Select the second option Import into new local index on the Elasticsearch Indexing page above and click the Start button.

5 – Import into existing shared index

This step adds the exported items to the shared index.

Select the third option Import into existing shared index and click the Start button.

The progress for this last step is shown below. Indexing is much faster than exporting.

11965 documents indexed (5,875.64 MB)
204 non-public documents skipped
Memory used: 0.84 MB
Peak usage: 117.95 MB
Execution time: 17 seconds
DONE

Important

Inform your site's archivists that you will be reindexing so that they do not edit items during that time. Or, you can temporarily disable everyone's accounts except your own.

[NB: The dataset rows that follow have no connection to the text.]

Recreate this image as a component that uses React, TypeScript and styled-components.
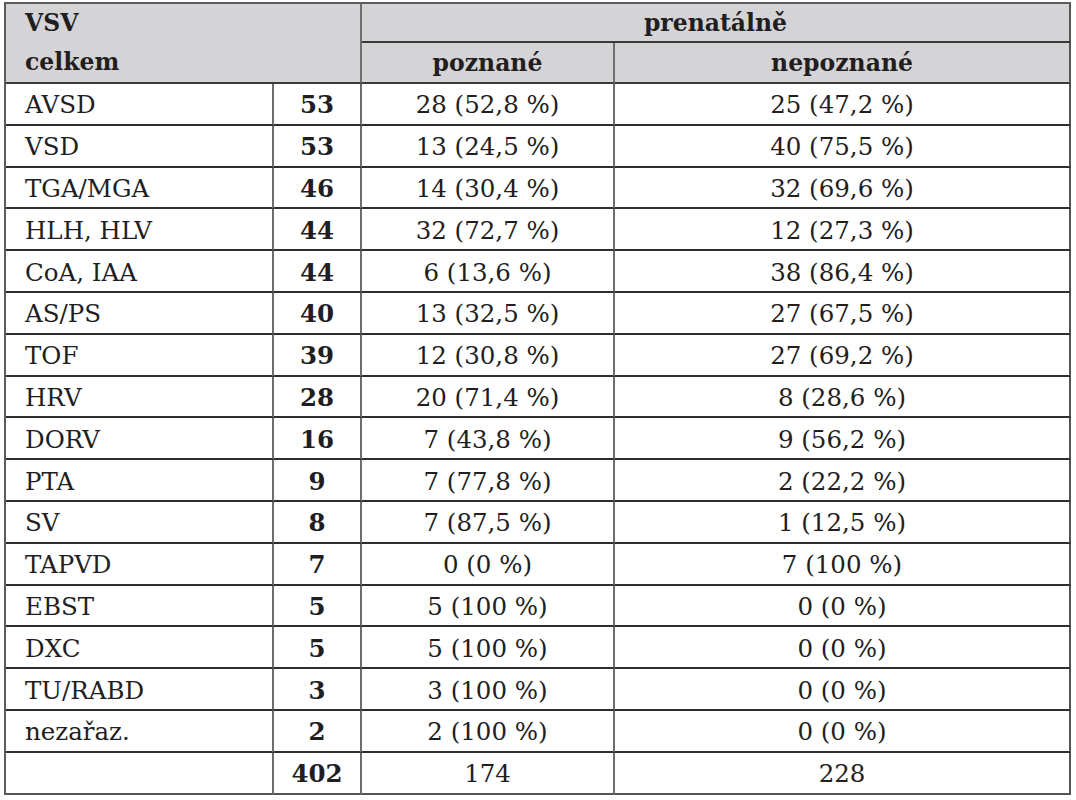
import React from "react";
import styled, { createGlobalStyle } from "styled-components";

const Global = createGlobalStyle`
  html, body { margin: 0; padding: 0; background: #ffffff; }
  body { font-family: "DejaVu Serif", "Liberation Serif", serif; color: #221e1f; }
`;

const Page = styled.div`
  padding: 2px 0 0 4px;
`;

const Table = styled.table`
  width: 1067px;
  table-layout: fixed;
  border-collapse: separate;
  border-spacing: 0;
  border-top: 2px solid #5c5c5c;
  border-left: 2px solid #5c5c5c;
  font-size: 23.5px;
`;

const HeadCell = styled.th<{ $last?: boolean; $h: number }>`
  background: #d4d4d6;
  font-weight: 700;
  text-align: center;
  border-right: 2px solid ${(p) => (p.$last ? "#555" : "#6e6e6e")};
  border-bottom: 2px solid #3a3a3a;
  padding: 1px 10px 0;
  height: ${(p) => p.$h}px;
  line-height: 30px;
  box-sizing: border-box;
  vertical-align: middle;
`;

const CornerCell = styled.th`
  background: #d4d4d6;
  font-weight: 700;
  text-align: left;
  vertical-align: top;
  line-height: 39px;
  padding: 0 0 0 19px;
  border-right: 2px solid #6e6e6e;
  border-bottom: 2px solid #3a3a3a;
`;

const Cell = styled.td<{ $left?: boolean; $bold?: boolean; $last?: boolean; $bottom?: boolean }>`
  text-align: ${(p) => (p.$left ? "left" : "center")};
  font-weight: ${(p) => (p.$bold ? 700 : 400)};
  font-size: 24.5px;
  padding: 3px 0 0 ${(p) => (p.$left ? "19px" : "0")};
  height: 41.8px;
  line-height: 30px;
  box-sizing: border-box;
  border-right: 2px solid ${(p) => (p.$last ? "#555" : "#6e6e6e")};
  border-bottom: 2px solid ${(p) => (p.$bottom ? "#555" : "#2e2e2e")};
  vertical-align: middle;
  white-space: nowrap;
`;

type Row = [string, string, string, string];

const rows: Row[] = [
  ["AVSD", "53", "28 (52,8 %)", "25 (47,2 %)"],
  ["VSD", "53", "13 (24,5 %)", "40 (75,5 %)"],
  ["TGA/MGA", "46", "14 (30,4 %)", "32 (69,6 %)"],
  ["HLH, HLV", "44", "32 (72,7 %)", "12 (27,3 %)"],
  ["CoA, IAA", "44", "6 (13,6 %)", "38 (86,4 %)"],
  ["AS/PS", "40", "13 (32,5 %)", "27 (67,5 %)"],
  ["TOF", "39", "12 (30,8 %)", "27 (69,2 %)"],
  ["HRV", "28", "20 (71,4 %)", "8 (28,6 %)"],
  ["DORV", "16", "7 (43,8 %)", "9 (56,2 %)"],
  ["PTA", "9", "7 (77,8 %)", "2 (22,2 %)"],
  ["SV", "8", "7 (87,5 %)", "1 (12,5 %)"],
  ["TAPVD", "7", "0 (0 %)", "7 (100 %)"],
  ["EBST", "5", "5 (100 %)", "0 (0 %)"],
  ["DXC", "5", "5 (100 %)", "0 (0 %)"],
  ["TU/RABD", "3", "3 (100 %)", "0 (0 %)"],
  ["nezařaz.", "2", "2 (100 %)", "0 (0 %)"],
  ["", "402", "174", "228"],
];

export default function App() {
  return (
    <Page>
      <Global />
      <Table>
        <colgroup>
          <col style={{ width: 268 }} />
          <col style={{ width: 88 }} />
          <col style={{ width: 253 }} />
          <col />
        </colgroup>
        <thead>
          <tr>
            <CornerCell colSpan={2} rowSpan={2}>
              VSV
              <br />
              celkem
            </CornerCell>
            <HeadCell colSpan={2} $last $h={39}>
              prenatálně
            </HeadCell>
          </tr>
          <tr>
            <HeadCell $h={40}>poznané</HeadCell>
            <HeadCell $last $h={40}>
              nepoznané
            </HeadCell>
          </tr>
        </thead>
        <tbody>
          {rows.map((r, i) => {
            const bottom = i === rows.length - 1;
            return (
              <tr key={i}>
                <Cell $left $bottom={bottom}>
                  {r[0]}
                </Cell>
                <Cell $bold $bottom={bottom}>
                  {r[1]}
                </Cell>
                <Cell $bottom={bottom}>{r[2]}</Cell>
                <Cell $last $bottom={bottom}>
                  {r[3]}
                </Cell>
              </tr>
            );
          })}
        </tbody>
      </Table>
    </Page>
  );
}
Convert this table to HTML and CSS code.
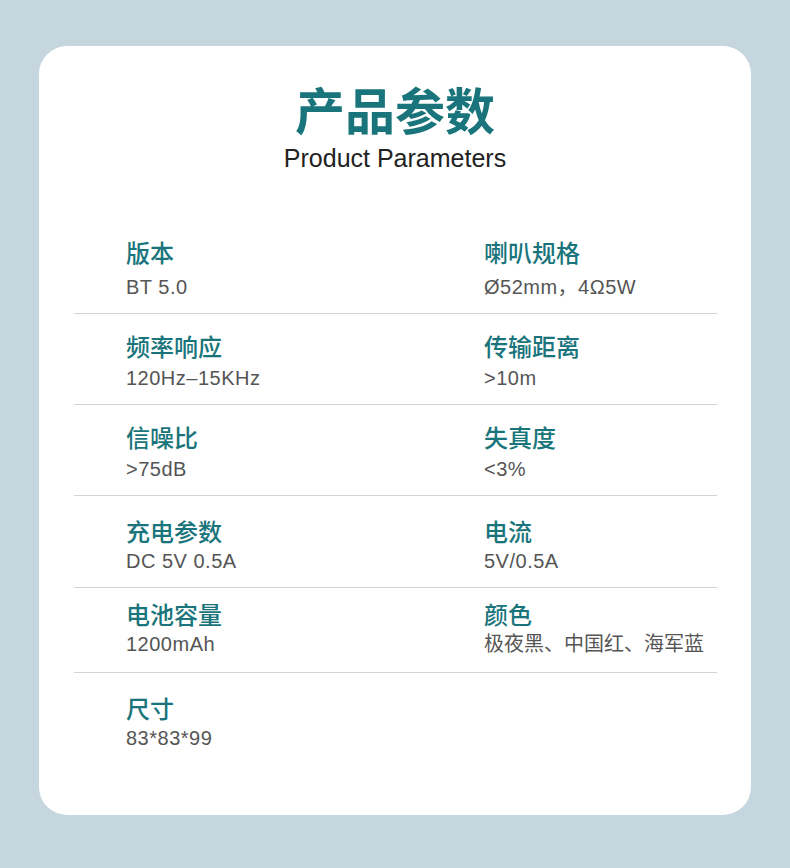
FILE: index.html
```html
<!DOCTYPE html>
<html lang="zh-CN">
<head>
<meta charset="utf-8">
<title>产品参数</title>
<link rel="stylesheet" href="styles.css">
</head>
<body>
<div class="card">
  <header class="head">
    <h1 class="title">产品参数</h1>
    <p class="subtitle">Product Parameters</p>
  </header>
  <div class="specs">
    <div class="row row--first">
      <div class="item"><div class="label">版本</div><div class="value">BT 5.0</div></div>
      <div class="item"><div class="label">喇叭规格</div><div class="value">Ø52mm，4Ω5W</div></div>
    </div>
    <div class="row">
      <div class="item"><div class="label">频率响应</div><div class="value">120Hz–15KHz</div></div>
      <div class="item"><div class="label">传输距离</div><div class="value">&gt;10m</div></div>
    </div>
    <div class="row">
      <div class="item"><div class="label">信噪比</div><div class="value">&gt;75dB</div></div>
      <div class="item"><div class="label">失真度</div><div class="value">&lt;3%</div></div>
    </div>
    <div class="row row--wide">
      <div class="item"><div class="label">充电参数</div><div class="value">DC 5V 0.5A</div></div>
      <div class="item"><div class="label">电流</div><div class="value">5V/0.5A</div></div>
    </div>
    <div class="row row--short">
      <div class="item"><div class="label">电池容量</div><div class="value">1200mAh</div></div>
      <div class="item"><div class="label">颜色</div><div class="value value--cjk">极夜黑、中国红、海军蓝</div></div>
    </div>
    <div class="row row--last">
      <div class="item"><div class="label">尺寸</div><div class="value">83*83*99</div></div>
    </div>
  </div>
</div>
</body>
</html>
```
FILE: styles.css
```css
* { box-sizing: border-box; }
html, body { margin: 0; padding: 0; }
body {
  background: #c6d6de;
  width: 790px;
  height: 868px;
  padding: 46px 39px 0 39px;
  font-family: "Liberation Sans", "Noto Sans CJK SC", sans-serif;
}
.card {
  background: #ffffff;
  border-radius: 28px;
  height: 769px;
  padding-top: 32px;
}
.head {
  text-align: center;
}
.title {
  margin: 0;
  font-family: "Noto Sans CJK SC", sans-serif;
  font-weight: 700;
  font-size: 50px;
  line-height: 60px;
  color: #19757b;
}
.subtitle {
  margin: 5px 0 0 0;
  font-family: "Liberation Sans", sans-serif;
  font-size: 25px;
  line-height: 30px;
  color: #222222;
}
.specs {
  margin: 50px 34px 0 35px;
}
.row {
  display: grid;
  grid-template-columns: 358px 1fr;
  padding: 17px 0 0 52px;
  height: 91px;
  border-bottom: 1px solid #d2d2d2;
}
.row--first { padding-top: 14px; }
.row--first .value { margin-top: 5px; }
.row--wide { padding-top: 20px; height: 92px; }
.row--wide .value { margin-top: 0; }
.row--short { padding-top: 11px; height: 85px; }
.row--short .value { margin-top: 0; }
.row--last { border-bottom: none; padding-top: 20px; }
.row--last .value { margin-top: 0; }
.label {
  font-family: "Noto Sans CJK SC", sans-serif;
  font-weight: 500;
  font-size: 24px;
  line-height: 30px;
  color: #19757b;
}
.value {
  margin-top: 2px;
  font-family: "Liberation Sans", "Noto Sans CJK SC", sans-serif;
  font-size: 20px;
  letter-spacing: 0.5px;
  line-height: 30px;
  color: #555555;
}
.value--cjk {
  letter-spacing: 0;
}
```
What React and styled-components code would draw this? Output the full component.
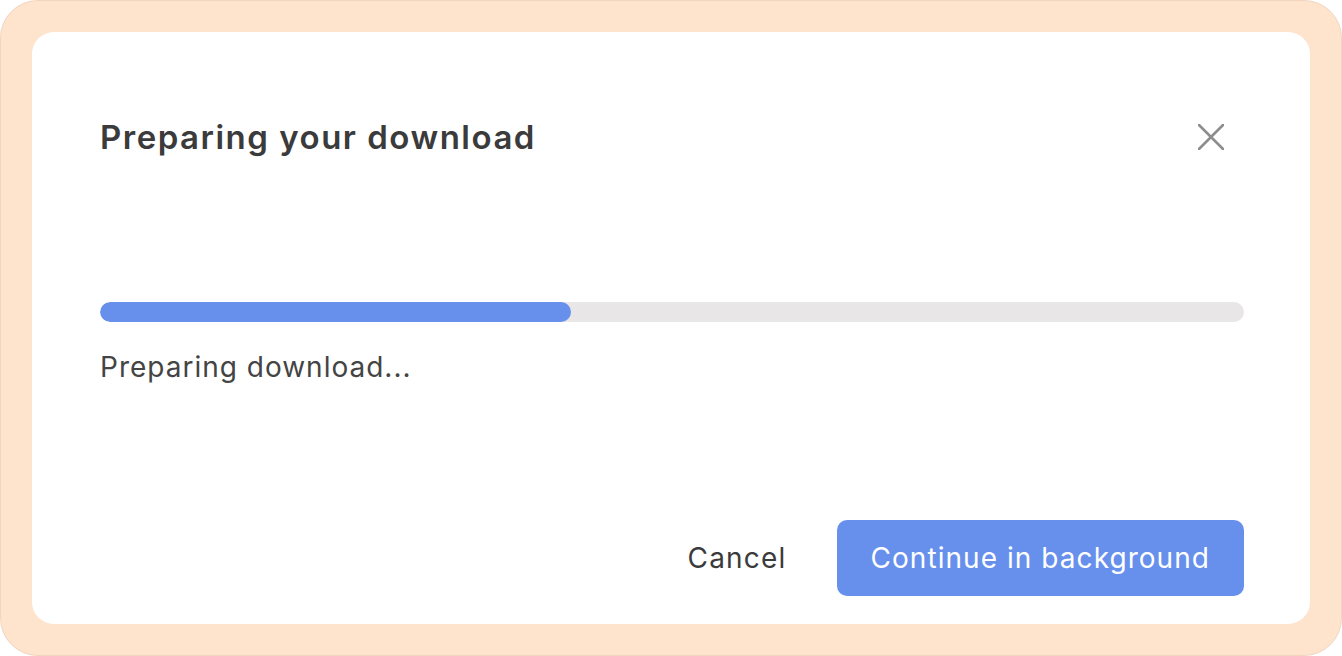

While a site is being reindexed, it will be in an incomplete state. Someone searching the site may get incomplete or inconsistent search results. Because of this, its best to do reindexing during off hours like late at night or very early on a weekend morning.

If your internet connection goes down while reindxing, your site will be left in an incomplete state. If that happens, wait until you have a reliable connection, and then perform all of the steps again. If you are not comfortable with this task, contact your Digital Archive developer for assistance.